Whether the validity of a dedication depends, in any degree, upon the assent of the town, or takes effect independently of any corporate action, is not very clearly settled by the authorities. The modern cases, I believe, favor the latter branch of the alternative. If the assent of the town were necessary, and it bad power to give it, I hold that it cannot be implied. There must be an express vote. And this must be proved by the record, or by such other evidence as may supply the defect of missing records. Although I doubt whether the facts warrant the inference which my learned brethren have drawn from them, yet I would not dissent from them on this point, and I do not mean to place any reliance upon the insufficiency of the facts, but to rest my opinion entirely upon legal ground.

And I contend further, that towns have no power to give any assent to the grant or dedication of a way. If an individual should convey to a town a suitable strip of land for the express and sole purpose of being made a highway or town way, and the town should by vote accept the grant and establish the way, it would not thereby acquire any legal existence.

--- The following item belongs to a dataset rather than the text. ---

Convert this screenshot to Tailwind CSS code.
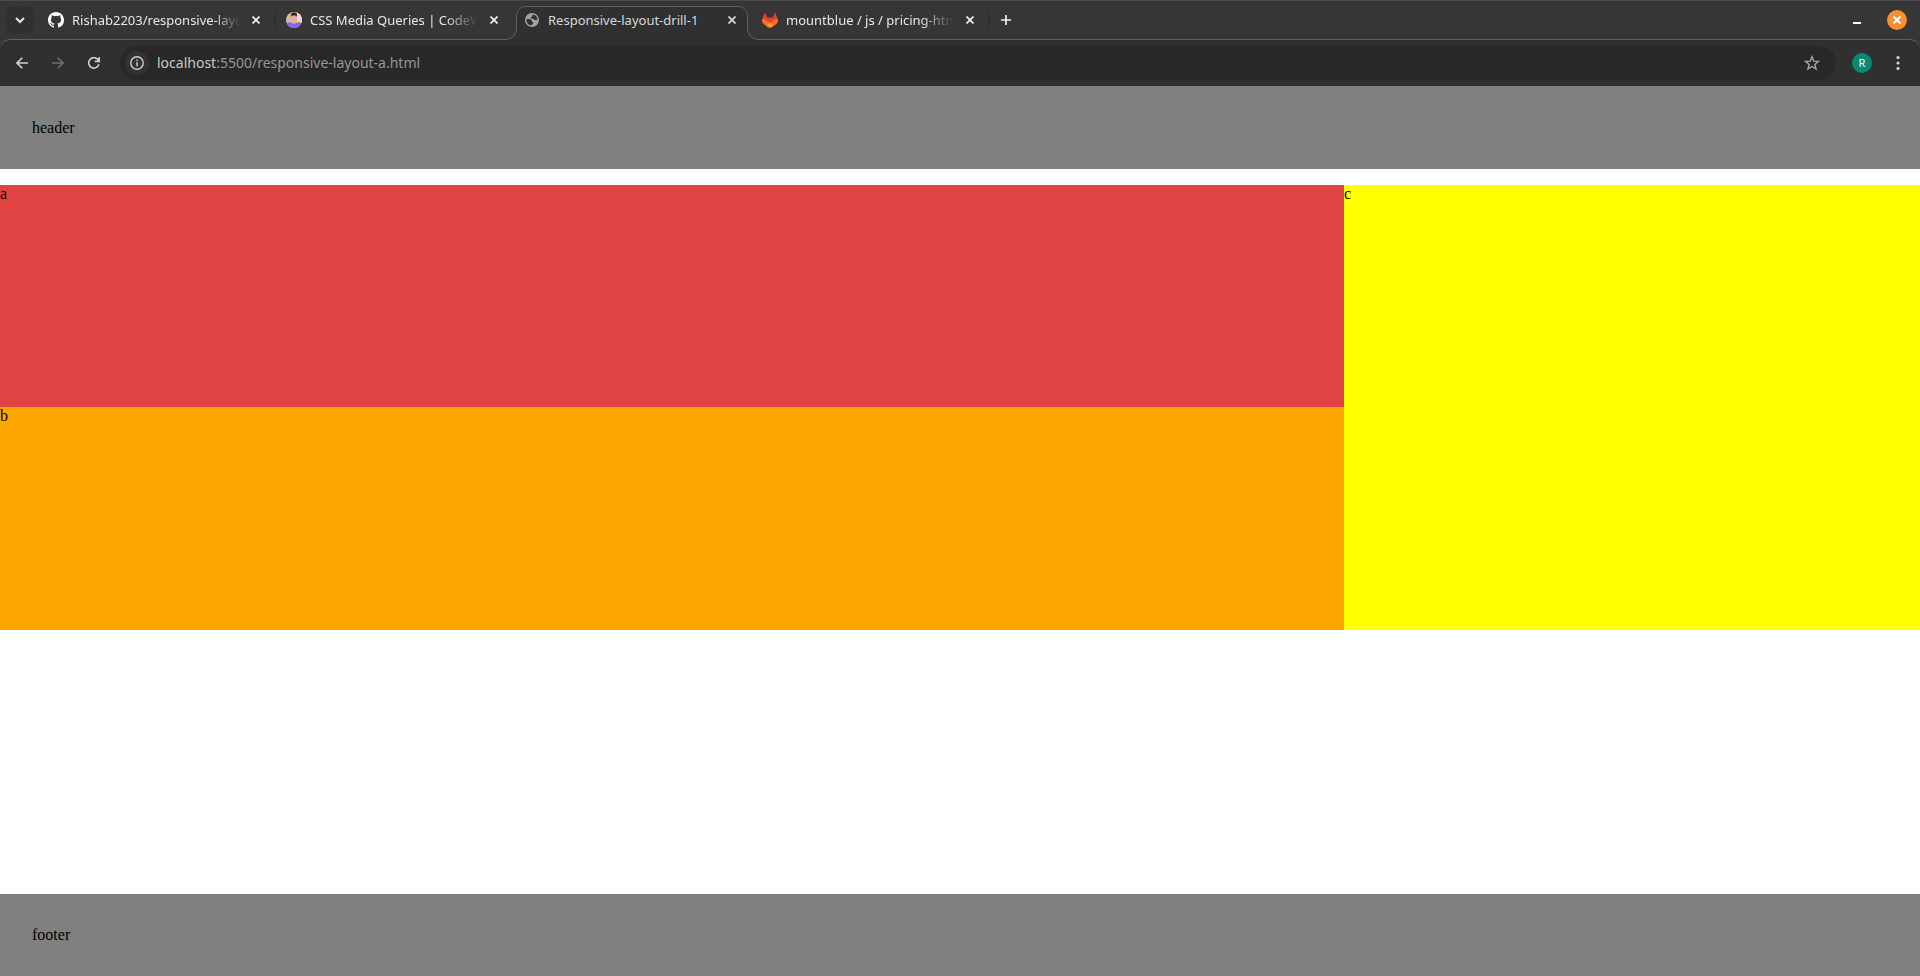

Towns are the mere creatures of the law, and possess no powers other than those specifically enacted by statute. See Stetson v. Kempton et al. 13 Mass. R. 272. No authority is given to towns to act originally on the subject of laying out ways. The selectmen have authority to lay out town ways. In doing this, their power is in some respects of a judicial character. This they must first properly exercise. Then -their acts must be laid before the town for its acceptance or rejection. This gives jurisdiction to the town, and it is the only way in which they can act on this subject. It is a reviso*417ry, and not an absolute power. They may reject or accept, but they cannot originate. It seems to me that a town has no authority to enter into a contract with the owner of land to open a road or street; and that money voted and assessed for the purpose of carrying such contract into effect, could no more be collected than the money assessed to pay soldiers, as in the case of Stetson v. Kempton et al. Much less could the town give to such way the character of a highway, either a town way or a common highway, so as to render the inhabitants liable for its maintenance. If therefore the doctrine of dedication prevails here, it must be by its own force and independent of the action of the town. And such seems to be the doctrine of the latest English authorities. Such doctrine, if it prevail here, seems to me to endanger the rights of towns, and to make the location of ways depend upon private views and interests rather than the public necessity and convenience. Any land owner may throw open a way across his land, and if people choose to pass over it for a few years, it becomes a public highway, and must be supported by the town within which it lies. And neither the town nor any public tribunal can prevent it; for if it do not expose people to danger, no one would have a right to close or obstruct it.

I can discover no utility in this law of dedication, or necessity for its introduction. Whenever a way may be supposed to be needed, we have convenient tribunals established to whom applications may easily be made, and if a way be really required, we are bound to presume, and we have good reason to believe, that it will be established ; and upon terms consistent with the rights of all. But it should not be in the power of individuals to open roads and throw them upon the public, against the judgment of those appointed to watch over its interest and welfare.

The case of Hinckley v. Hastings, seems to me to be so similar to this, and, if correctly determined, so decisive of it, that I must ask again to refer to it. In that case, the defendant pleaded several pleas, one of which was, that for six years before the alleged trespass the citizens had been accustomed to have, use and enjoy, and had used and enjoyed, the locus in quo, as a common highway, and that the defendant entered *418upon it to remove a nuisance which the plaintiffs had placed there. To this plea there was a demurrer, which was joined. This brought distinctly before the Court the precise question, whether six years use by the public, was proof of the existence of a highway. The Court adjudged the plea to be insufficient on the following ground, as appears in their judgment as reported. 2 Pick. 164. “ A user for six years does not give a right of way here. In England there may be a dedication of a way, that is, by throwing open a piece of land and permitting the public to use it as a way, without putting up a bar, or the like, to denote that the owner retains his rights over it. But it is not known that in this Commonwealth a way has ever been made by dedication.”

Now unless the dedication of a way be made to depend on the assent of the town, (which I think I have shown cannot be the case,) I can perceive no distinction between the two cases. There may be stronger evidence of assent in the one case than in the other. But if this be an immaterial circumstance, I think they are perfectly similar. One was a public street in Lowell, the other in Boston ; and both had been used as common streets for the same length of time. If user for six years would be sufficient to establish a highway in the one instance, the same user would produce the same effect in the other. And of course the converse of the proposition would be equally true. I entirely concur in the doctrine of the case cited, and think that unless overruled it must be decisive of the case at bar.

For the reasons which I have imperfectly stated, I am irresistibly brought to the conclusion, that the law of the dedication of highways has never been adopted in this Commonwealth, and, therefore, upon the facts reported, that the plaintiff is not entitled to recover.